RDS architectures with unique Azure PaaS roles

Though the standard RDS deployment architectures fit most scenarios, Azure continues to invest in first-party PaaS solutions that drive customer value. The following architectures show how they incorporate with RDS.

RDS deployment with Microsoft Entra Domain Services

The two standard architecture diagrams are based on a traditional Active Directory (AD) deployed on a Windows Server VM. However, if you don't have a traditional AD and only have a Microsoft Entra tenant, for example through services like Microsoft 365, but still want to use RDS, you can use Microsoft Entra Domain Services to create a fully managed domain in your Azure IaaS environment that uses the same users that exist in your Microsoft Entra tenant. This option removes the complexity of manually syncing users and managing more virtual machines. Microsoft Entra Domain Services can work in either deployment: basic or highly available.

Diagram showing a Remote Desktop Services deployment in Azure using Microsoft Entra Domain Services, with RDS roles distributed across virtual machines, managed domain services, Active Directory integration, and Azure Virtual Network connectivity.

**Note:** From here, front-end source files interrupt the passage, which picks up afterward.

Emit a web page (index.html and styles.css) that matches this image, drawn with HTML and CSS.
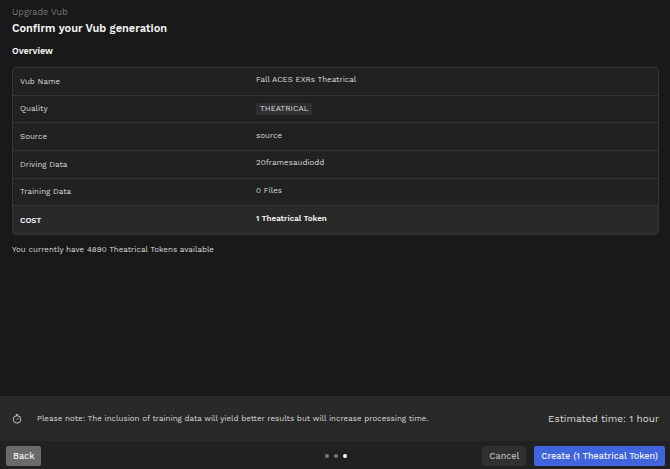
FILE: index.html
```
<!DOCTYPE html>
<html lang="en">
<head>
    <meta charset="utf-8">
    <title>Upgrade Vub</title>
    <link rel="stylesheet" href="styles.css">
</head>
<body>
    <main class="content">
        <p class="step-title">Upgrade Vub</p>
        <h1>Confirm your Vub generation</h1>
        <h2>Overview</h2>
        <table class="overview">
            <tr>
                <th scope="row">Vub Name</th>
                <td>Fall ACES EXRs Theatrical</td>
            </tr>
            <tr>
                <th scope="row">Quality</th>
                <td class="has-tag"><span class="tag">THEATRICAL</span></td>
            </tr>
            <tr>
                <th scope="row">Source</th>
                <td>source</td>
            </tr>
            <tr>
                <th scope="row">Driving Data</th>
                <td>20framesaudiodd</td>
            </tr>
            <tr>
                <th scope="row">Training Data</th>
                <td>0 Files</td>
            </tr>
            <tr class="cost">
                <th scope="row">COST</th>
                <td>1 Theatrical Token</td>
            </tr>
        </table>
        <p class="balance">You currently have 4890 Theatrical Tokens available</p>
    </main>

    <section class="notice">
        <svg class="timer" viewBox="0 0 24 24" fill="none" stroke="currentColor" stroke-width="2" aria-hidden="true">
            <circle cx="12" cy="13" r="9"/>
            <path d="M9 1.5h6M12 2v2M18.5 6.5l1.5-1.5M11.5 13.5l4-4"/>
        </svg>
        <p class="note">Please note: The inclusion of training data will yield better results but will increase processing time.</p>
        <p class="estimate">Estimated time: 1 hour</p>
    </section>

    <footer class="actions">
        <div>
            <button type="button" class="back">Back</button>
        </div>
        <div class="dots">
            <span class="dot"></span>
            <span class="dot"></span>
            <span class="dot active"></span>
        </div>
        <div class="right">
            <button type="button" class="cancel">Cancel</button>
            <button type="button" class="create">Create (1 Theatrical Token)</button>
        </div>
    </footer>
</body>
</html>
```
FILE: styles.css
```
* {
    box-sizing: border-box;
}
body {
    margin: 0;
    min-height: 100vh;
    display: flex;
    flex-direction: column;
    background-color: #191919;
    color: #dcdcdc;
    font-family: "Work Sans", Inter, sans-serif;
    font-size: 8px;
    line-height: 12px;
}
h1, h2, p {
    margin: 0;
}
.content {
    flex: 1;
    padding: 6px 11px 6px 12px;
}
.step-title {
    color: #777;
    font-size: 9px;
}
h1 {
    margin-top: 3px;
    color: #f5f5f5;
    font-size: 11px;
    font-weight: 600;
    line-height: 16px;
}
h2 {
    margin: 8px 0 10px;
    color: #f5f5f5;
    font-size: 9px;
    font-weight: 600;
}
.overview {
    width: 100%;
    height: 168px;
    table-layout: fixed;
    border: 1px solid #363636;
    border-radius: 4px;
    border-spacing: 0;
    overflow: hidden;
    background-color: #212121;
}
.overview th,
.overview td {
    height: 27px;
    padding: 1px 7px 0;
    border-bottom: 1px solid #363636;
    font-weight: 400;
    text-align: left;
    vertical-align: middle;
}
.overview th {
    width: 236px;
}
.overview td {
    padding-top: 0;
    padding-bottom: 2px;
}
.overview .has-tag {
    padding-bottom: 0;
}
.tag {
    display: inline-block;
    padding: 0 4px;
    border-radius: 2px;
    background-color: #303030;
}
.overview .cost th,
.overview .cost td {
    border-bottom: none;
    background-color: #292929;
    color: #f5f5f5;
    font-weight: 600;
}
.balance {
    margin-top: 9px;
}
.notice {
    display: flex;
    align-items: center;
    height: 45px;
    padding: 0 11px 0 12px;
    background-color: #292929;
}
.timer {
    width: 10px;
    height: 10px;
    margin-right: 15px;
}
.note {
    flex: 1;
}
.estimate {
    font-size: 10px;
}
.actions {
    display: grid;
    grid-template-columns: 1fr auto 1fr;
    align-items: center;
    height: 28px;
    padding: 1px 5px 0 6px;
    background-color: #212121;
}
.dots {
    display: flex;
    gap: 5px;
}
.dot {
    width: 4px;
    height: 4px;
    border-radius: 50%;
    background-color: #777;
}
.dot.active {
    background-color: #fff;
}
.right {
    display: flex;
    justify-content: flex-end;
    gap: 8px;
}
button {
    display: block;
    height: 20px;
    padding: 0 7px;
    border: none;
    border-radius: 2px;
    font-family: inherit;
    font-size: 9px;
    font-weight: 500;
    cursor: pointer;
}
.back {
    background-color: #6b6b6b;
    color: #f0f0f0;
}
.cancel {
    background-color: #303030;
    color: #b4b4b4;
}
.create {
    background-color: #4064dc;
    color: #f0f0fa;
}
```
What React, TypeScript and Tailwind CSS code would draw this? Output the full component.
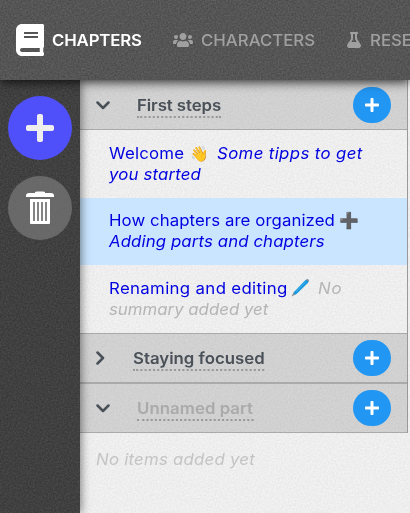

RDS deployment with Microsoft Entra application proxy

The two standard architecture diagrams use the RD Web/Gateway servers as the Internet-facing entry point into the RDS system. For some environments, administrators would prefer to remove their own servers from the perimeter and instead use technologies that also provide extra security through reverse proxy technologies. The Microsoft Entra application proxy PaaS role fits nicely with this scenario.

For supported configurations and how to create this setup, see Publish Remote Desktop with Microsoft Entra application proxy.

Diagram showing a Remote Desktop Services deployment in Azure using Microsoft Entra application proxy, with RDS roles distributed across virtual machines, application proxy integration, and Azure Virtual Network connectivity.